__MATERIAL__.
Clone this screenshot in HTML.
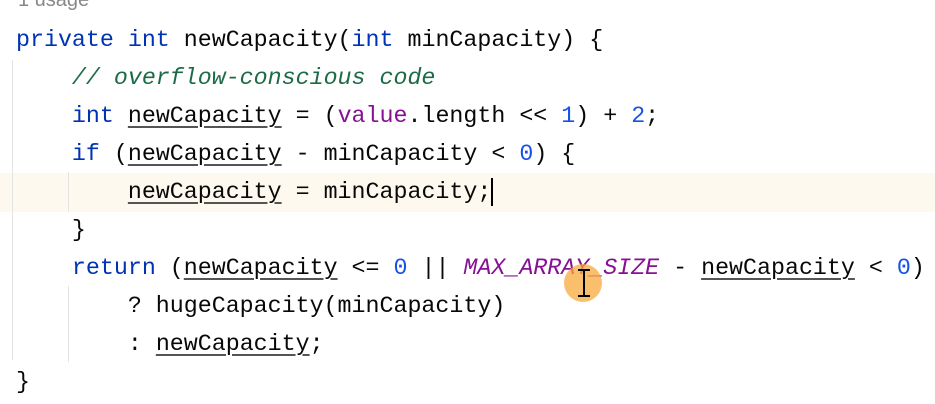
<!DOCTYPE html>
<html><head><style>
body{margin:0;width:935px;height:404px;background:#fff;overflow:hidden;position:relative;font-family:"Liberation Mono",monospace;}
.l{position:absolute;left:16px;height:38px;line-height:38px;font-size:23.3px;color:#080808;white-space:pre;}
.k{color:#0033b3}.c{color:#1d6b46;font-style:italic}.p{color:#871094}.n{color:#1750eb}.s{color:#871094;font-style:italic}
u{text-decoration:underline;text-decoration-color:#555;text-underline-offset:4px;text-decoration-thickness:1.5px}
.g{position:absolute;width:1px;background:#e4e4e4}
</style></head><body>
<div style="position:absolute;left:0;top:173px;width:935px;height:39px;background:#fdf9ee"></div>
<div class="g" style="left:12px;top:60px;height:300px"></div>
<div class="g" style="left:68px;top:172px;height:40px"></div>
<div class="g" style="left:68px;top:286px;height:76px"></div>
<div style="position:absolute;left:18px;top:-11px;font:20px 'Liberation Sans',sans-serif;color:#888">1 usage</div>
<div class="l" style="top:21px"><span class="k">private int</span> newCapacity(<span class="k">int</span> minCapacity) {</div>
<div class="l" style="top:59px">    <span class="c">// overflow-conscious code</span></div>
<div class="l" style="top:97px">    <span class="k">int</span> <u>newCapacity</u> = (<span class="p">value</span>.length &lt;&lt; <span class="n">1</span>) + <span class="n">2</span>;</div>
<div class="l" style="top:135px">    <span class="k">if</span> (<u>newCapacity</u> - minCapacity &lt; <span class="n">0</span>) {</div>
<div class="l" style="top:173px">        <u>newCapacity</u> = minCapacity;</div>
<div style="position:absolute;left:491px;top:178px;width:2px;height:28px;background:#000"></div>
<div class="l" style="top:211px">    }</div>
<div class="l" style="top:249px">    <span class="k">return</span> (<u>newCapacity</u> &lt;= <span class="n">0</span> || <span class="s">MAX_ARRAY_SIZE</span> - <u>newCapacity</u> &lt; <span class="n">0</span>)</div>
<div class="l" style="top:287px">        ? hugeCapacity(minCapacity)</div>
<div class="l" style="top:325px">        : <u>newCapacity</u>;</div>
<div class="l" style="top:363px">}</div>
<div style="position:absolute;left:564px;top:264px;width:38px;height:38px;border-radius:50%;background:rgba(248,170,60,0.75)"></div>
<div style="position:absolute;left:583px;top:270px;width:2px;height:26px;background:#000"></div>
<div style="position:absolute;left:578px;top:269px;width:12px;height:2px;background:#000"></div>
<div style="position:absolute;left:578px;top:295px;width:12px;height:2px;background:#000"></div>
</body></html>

---

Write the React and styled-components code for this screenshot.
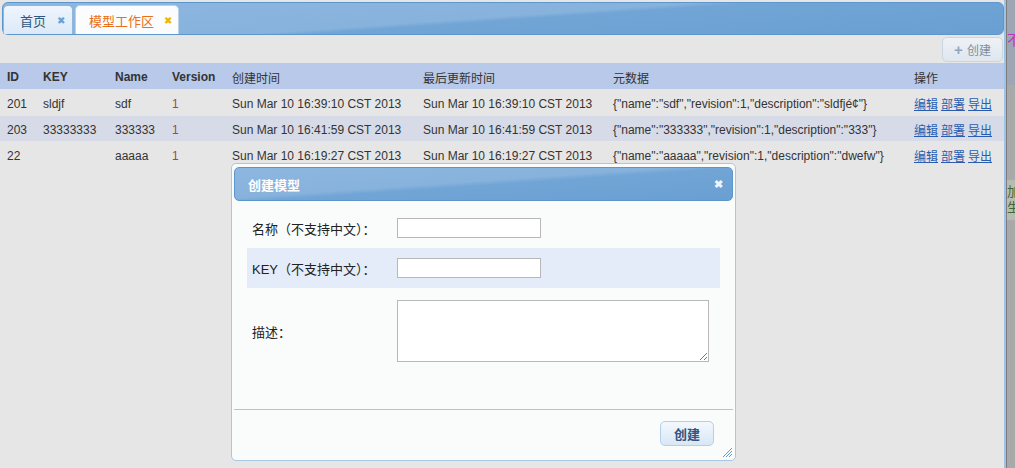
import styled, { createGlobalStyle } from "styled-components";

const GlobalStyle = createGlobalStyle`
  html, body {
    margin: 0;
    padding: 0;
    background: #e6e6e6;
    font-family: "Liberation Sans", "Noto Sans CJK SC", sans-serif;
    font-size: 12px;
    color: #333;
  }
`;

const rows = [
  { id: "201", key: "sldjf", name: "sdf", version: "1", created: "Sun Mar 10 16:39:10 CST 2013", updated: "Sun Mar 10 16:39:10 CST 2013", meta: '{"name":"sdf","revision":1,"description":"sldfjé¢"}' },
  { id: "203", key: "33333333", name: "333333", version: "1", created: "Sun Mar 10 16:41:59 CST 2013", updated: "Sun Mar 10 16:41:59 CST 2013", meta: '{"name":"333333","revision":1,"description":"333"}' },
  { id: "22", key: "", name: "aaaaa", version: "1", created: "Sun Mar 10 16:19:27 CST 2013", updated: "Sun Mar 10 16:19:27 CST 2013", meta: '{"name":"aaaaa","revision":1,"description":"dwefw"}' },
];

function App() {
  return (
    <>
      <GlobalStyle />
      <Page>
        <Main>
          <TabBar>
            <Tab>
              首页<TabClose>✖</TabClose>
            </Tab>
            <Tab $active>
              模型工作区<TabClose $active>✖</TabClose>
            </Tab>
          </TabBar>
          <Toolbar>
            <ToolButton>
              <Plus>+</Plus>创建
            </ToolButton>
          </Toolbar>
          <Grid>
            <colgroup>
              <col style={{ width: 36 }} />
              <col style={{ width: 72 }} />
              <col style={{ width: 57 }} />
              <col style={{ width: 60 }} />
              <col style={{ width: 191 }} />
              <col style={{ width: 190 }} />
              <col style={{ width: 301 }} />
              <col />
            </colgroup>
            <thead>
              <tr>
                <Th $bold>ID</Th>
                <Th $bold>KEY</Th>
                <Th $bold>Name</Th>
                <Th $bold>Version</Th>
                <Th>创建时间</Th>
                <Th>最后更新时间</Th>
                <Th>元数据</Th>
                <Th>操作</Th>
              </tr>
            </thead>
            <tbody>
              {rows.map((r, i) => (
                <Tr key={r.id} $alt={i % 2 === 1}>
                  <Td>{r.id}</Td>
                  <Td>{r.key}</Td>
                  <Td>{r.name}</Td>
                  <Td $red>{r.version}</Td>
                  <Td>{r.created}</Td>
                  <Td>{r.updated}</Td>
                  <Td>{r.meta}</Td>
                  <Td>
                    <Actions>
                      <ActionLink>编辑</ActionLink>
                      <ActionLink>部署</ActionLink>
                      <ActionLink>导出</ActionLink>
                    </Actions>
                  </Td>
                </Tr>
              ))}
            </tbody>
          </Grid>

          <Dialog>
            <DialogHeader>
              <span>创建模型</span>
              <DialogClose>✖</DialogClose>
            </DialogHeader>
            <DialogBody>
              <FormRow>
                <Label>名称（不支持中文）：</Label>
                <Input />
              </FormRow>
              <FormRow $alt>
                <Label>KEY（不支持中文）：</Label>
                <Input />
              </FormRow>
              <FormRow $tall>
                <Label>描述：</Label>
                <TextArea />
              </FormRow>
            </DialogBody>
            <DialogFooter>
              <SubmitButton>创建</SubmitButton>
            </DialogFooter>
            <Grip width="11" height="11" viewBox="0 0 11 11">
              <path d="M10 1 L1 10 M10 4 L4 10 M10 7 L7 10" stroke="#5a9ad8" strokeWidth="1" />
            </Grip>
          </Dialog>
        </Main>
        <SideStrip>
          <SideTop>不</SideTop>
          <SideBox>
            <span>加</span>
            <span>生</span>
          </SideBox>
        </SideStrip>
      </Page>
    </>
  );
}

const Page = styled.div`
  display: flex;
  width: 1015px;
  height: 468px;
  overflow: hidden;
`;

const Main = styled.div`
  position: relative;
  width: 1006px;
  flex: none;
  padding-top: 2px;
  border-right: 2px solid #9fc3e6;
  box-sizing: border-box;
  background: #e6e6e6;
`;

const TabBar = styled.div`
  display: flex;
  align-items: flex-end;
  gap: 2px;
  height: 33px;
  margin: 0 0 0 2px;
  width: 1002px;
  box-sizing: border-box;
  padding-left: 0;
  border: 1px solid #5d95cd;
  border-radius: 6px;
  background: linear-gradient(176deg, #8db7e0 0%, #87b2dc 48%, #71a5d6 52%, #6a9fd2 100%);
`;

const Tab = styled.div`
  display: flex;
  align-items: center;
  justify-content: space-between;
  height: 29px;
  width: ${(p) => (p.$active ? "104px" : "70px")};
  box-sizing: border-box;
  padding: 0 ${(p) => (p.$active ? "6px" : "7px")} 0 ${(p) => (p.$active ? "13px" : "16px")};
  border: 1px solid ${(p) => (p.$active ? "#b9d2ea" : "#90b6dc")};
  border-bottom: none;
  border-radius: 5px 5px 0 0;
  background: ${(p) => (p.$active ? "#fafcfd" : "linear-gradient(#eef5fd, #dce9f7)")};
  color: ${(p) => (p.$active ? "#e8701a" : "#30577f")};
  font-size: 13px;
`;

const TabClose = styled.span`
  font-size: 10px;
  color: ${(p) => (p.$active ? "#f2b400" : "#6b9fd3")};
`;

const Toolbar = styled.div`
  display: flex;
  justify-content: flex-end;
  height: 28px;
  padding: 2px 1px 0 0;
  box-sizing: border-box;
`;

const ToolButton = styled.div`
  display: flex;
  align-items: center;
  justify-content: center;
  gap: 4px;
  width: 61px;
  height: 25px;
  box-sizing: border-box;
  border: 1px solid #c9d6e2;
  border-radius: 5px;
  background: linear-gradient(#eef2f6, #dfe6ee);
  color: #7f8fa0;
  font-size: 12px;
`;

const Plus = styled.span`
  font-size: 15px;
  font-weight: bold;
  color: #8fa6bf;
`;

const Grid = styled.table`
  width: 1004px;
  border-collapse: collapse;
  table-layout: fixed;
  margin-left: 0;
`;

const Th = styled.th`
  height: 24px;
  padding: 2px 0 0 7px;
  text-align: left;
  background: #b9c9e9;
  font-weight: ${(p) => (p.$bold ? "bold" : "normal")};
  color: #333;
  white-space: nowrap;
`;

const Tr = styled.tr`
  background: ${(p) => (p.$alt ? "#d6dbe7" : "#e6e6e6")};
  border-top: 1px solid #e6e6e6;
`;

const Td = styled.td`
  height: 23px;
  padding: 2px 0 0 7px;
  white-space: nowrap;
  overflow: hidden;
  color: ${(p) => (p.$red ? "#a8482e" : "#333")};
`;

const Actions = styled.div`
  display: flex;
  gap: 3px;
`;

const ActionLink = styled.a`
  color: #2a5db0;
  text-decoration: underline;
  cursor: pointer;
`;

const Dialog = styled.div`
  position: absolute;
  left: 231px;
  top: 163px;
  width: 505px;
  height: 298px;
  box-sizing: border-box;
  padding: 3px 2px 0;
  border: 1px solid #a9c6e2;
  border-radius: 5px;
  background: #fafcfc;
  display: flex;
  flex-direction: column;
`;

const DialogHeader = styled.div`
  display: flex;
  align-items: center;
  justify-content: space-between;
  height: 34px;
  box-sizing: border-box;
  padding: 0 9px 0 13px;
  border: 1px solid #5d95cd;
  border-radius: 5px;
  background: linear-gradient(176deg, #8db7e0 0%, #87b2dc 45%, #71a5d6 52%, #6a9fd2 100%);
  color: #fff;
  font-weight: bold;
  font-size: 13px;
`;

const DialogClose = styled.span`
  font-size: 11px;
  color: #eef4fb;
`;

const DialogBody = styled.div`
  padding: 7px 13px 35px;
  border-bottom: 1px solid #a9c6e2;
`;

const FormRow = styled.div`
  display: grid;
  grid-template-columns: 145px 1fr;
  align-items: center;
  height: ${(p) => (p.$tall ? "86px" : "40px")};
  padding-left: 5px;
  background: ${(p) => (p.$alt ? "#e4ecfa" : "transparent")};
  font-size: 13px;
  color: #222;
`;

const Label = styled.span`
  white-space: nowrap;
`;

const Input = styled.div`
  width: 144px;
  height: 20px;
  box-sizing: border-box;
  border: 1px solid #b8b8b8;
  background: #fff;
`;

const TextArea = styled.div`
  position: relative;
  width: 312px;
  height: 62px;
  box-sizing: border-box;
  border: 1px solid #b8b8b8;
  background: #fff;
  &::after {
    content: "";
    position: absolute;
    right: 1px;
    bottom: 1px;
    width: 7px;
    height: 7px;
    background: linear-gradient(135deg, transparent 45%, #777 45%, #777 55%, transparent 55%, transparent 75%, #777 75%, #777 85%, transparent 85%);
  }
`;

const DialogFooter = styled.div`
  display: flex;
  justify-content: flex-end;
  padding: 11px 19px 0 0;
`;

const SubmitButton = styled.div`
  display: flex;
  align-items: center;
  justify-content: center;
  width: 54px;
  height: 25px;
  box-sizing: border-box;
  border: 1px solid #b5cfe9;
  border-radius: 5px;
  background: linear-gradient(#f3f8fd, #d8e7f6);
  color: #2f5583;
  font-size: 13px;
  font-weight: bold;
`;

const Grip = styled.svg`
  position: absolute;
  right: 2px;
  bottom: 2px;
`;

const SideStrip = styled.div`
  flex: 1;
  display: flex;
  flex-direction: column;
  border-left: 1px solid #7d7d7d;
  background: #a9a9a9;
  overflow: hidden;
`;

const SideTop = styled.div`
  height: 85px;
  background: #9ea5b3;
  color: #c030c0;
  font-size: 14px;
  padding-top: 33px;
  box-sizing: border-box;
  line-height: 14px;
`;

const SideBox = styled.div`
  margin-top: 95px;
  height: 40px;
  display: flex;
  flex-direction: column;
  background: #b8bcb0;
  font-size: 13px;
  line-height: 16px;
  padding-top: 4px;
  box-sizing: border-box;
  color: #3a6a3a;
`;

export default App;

---

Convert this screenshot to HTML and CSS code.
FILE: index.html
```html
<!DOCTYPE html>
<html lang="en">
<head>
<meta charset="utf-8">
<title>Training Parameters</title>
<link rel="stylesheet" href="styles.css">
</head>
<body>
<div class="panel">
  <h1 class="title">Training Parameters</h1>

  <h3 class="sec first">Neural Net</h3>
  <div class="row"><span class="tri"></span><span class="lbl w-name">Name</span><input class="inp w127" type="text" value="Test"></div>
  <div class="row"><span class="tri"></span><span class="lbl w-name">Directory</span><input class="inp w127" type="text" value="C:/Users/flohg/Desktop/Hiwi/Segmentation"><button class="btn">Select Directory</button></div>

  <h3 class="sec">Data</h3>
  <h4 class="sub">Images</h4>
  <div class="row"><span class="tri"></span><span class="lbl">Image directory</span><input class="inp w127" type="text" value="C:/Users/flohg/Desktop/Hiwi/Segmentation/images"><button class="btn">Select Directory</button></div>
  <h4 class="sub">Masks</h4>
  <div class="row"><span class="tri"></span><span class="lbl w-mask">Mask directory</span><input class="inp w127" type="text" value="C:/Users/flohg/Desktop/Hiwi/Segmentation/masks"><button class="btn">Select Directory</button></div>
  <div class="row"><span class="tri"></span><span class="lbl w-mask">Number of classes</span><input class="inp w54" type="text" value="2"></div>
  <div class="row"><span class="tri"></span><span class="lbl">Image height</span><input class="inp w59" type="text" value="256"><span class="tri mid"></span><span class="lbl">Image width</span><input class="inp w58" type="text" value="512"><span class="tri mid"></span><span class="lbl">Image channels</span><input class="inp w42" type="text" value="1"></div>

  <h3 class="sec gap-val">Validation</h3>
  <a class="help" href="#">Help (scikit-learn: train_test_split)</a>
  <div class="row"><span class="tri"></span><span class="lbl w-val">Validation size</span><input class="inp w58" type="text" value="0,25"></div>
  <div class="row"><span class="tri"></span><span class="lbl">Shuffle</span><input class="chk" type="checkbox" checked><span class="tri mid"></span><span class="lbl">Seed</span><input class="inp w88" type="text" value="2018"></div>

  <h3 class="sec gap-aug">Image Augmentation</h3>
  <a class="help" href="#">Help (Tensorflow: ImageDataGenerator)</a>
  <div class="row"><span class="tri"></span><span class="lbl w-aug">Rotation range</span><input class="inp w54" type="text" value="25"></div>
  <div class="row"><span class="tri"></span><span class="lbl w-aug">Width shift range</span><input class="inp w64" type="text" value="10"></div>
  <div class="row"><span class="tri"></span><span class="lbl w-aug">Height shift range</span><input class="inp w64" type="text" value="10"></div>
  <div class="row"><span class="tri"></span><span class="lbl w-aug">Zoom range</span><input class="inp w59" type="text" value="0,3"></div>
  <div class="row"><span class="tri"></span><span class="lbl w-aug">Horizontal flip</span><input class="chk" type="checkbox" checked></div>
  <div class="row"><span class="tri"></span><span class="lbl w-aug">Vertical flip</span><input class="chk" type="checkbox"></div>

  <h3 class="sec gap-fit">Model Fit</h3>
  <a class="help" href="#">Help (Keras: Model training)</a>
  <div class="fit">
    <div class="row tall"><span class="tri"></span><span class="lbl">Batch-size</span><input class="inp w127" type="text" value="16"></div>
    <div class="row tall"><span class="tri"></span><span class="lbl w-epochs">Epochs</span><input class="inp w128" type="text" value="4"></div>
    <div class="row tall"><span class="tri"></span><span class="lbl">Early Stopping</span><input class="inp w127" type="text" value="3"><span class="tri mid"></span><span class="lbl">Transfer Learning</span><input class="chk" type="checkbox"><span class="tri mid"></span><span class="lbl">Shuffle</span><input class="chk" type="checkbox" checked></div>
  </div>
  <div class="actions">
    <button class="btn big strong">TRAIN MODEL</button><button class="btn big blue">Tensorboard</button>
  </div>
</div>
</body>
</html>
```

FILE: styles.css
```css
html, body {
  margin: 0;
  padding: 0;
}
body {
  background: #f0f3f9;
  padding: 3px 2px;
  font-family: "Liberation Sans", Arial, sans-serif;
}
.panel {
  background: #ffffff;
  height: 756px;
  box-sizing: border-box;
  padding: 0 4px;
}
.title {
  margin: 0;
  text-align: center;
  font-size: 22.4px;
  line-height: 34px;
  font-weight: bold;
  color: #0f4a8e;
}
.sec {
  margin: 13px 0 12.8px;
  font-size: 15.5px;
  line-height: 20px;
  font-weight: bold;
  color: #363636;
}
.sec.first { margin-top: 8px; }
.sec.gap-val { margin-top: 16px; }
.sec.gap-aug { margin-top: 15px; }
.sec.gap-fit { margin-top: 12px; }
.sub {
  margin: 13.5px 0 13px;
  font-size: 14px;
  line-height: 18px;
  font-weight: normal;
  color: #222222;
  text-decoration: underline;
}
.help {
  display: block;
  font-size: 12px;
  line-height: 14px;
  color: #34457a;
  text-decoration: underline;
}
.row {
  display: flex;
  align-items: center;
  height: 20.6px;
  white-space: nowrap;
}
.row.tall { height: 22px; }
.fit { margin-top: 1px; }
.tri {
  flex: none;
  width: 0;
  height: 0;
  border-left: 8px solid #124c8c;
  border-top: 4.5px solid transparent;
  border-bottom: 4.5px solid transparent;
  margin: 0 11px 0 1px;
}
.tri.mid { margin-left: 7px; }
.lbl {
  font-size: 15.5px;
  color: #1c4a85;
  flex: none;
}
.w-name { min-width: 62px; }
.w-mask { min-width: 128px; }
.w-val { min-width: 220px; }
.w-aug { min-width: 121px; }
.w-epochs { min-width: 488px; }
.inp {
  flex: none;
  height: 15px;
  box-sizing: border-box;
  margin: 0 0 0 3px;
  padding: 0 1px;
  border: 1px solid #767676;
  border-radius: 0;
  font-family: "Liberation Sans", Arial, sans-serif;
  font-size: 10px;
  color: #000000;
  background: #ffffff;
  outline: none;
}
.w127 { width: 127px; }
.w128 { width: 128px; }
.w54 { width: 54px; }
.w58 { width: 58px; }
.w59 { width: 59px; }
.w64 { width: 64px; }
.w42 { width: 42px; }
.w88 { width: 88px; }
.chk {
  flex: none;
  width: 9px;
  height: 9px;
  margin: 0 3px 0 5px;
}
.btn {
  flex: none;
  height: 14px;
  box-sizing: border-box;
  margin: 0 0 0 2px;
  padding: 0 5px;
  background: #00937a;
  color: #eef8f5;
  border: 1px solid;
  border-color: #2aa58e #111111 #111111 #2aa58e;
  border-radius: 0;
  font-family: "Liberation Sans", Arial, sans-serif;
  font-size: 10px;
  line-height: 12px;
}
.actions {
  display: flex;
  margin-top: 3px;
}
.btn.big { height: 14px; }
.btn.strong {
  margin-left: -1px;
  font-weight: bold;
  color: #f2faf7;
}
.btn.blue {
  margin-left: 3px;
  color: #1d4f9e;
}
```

__WHAT YOU ARE ASKED TO DO__. Out of the records, collect only those lines that contain the string "this".

__REPLY TO THE EXERCISE__.
Clone this screenshot in HTML.
Write the React and styled-components code for this screenshot.
Convert this screenshot to HTML and CSS code.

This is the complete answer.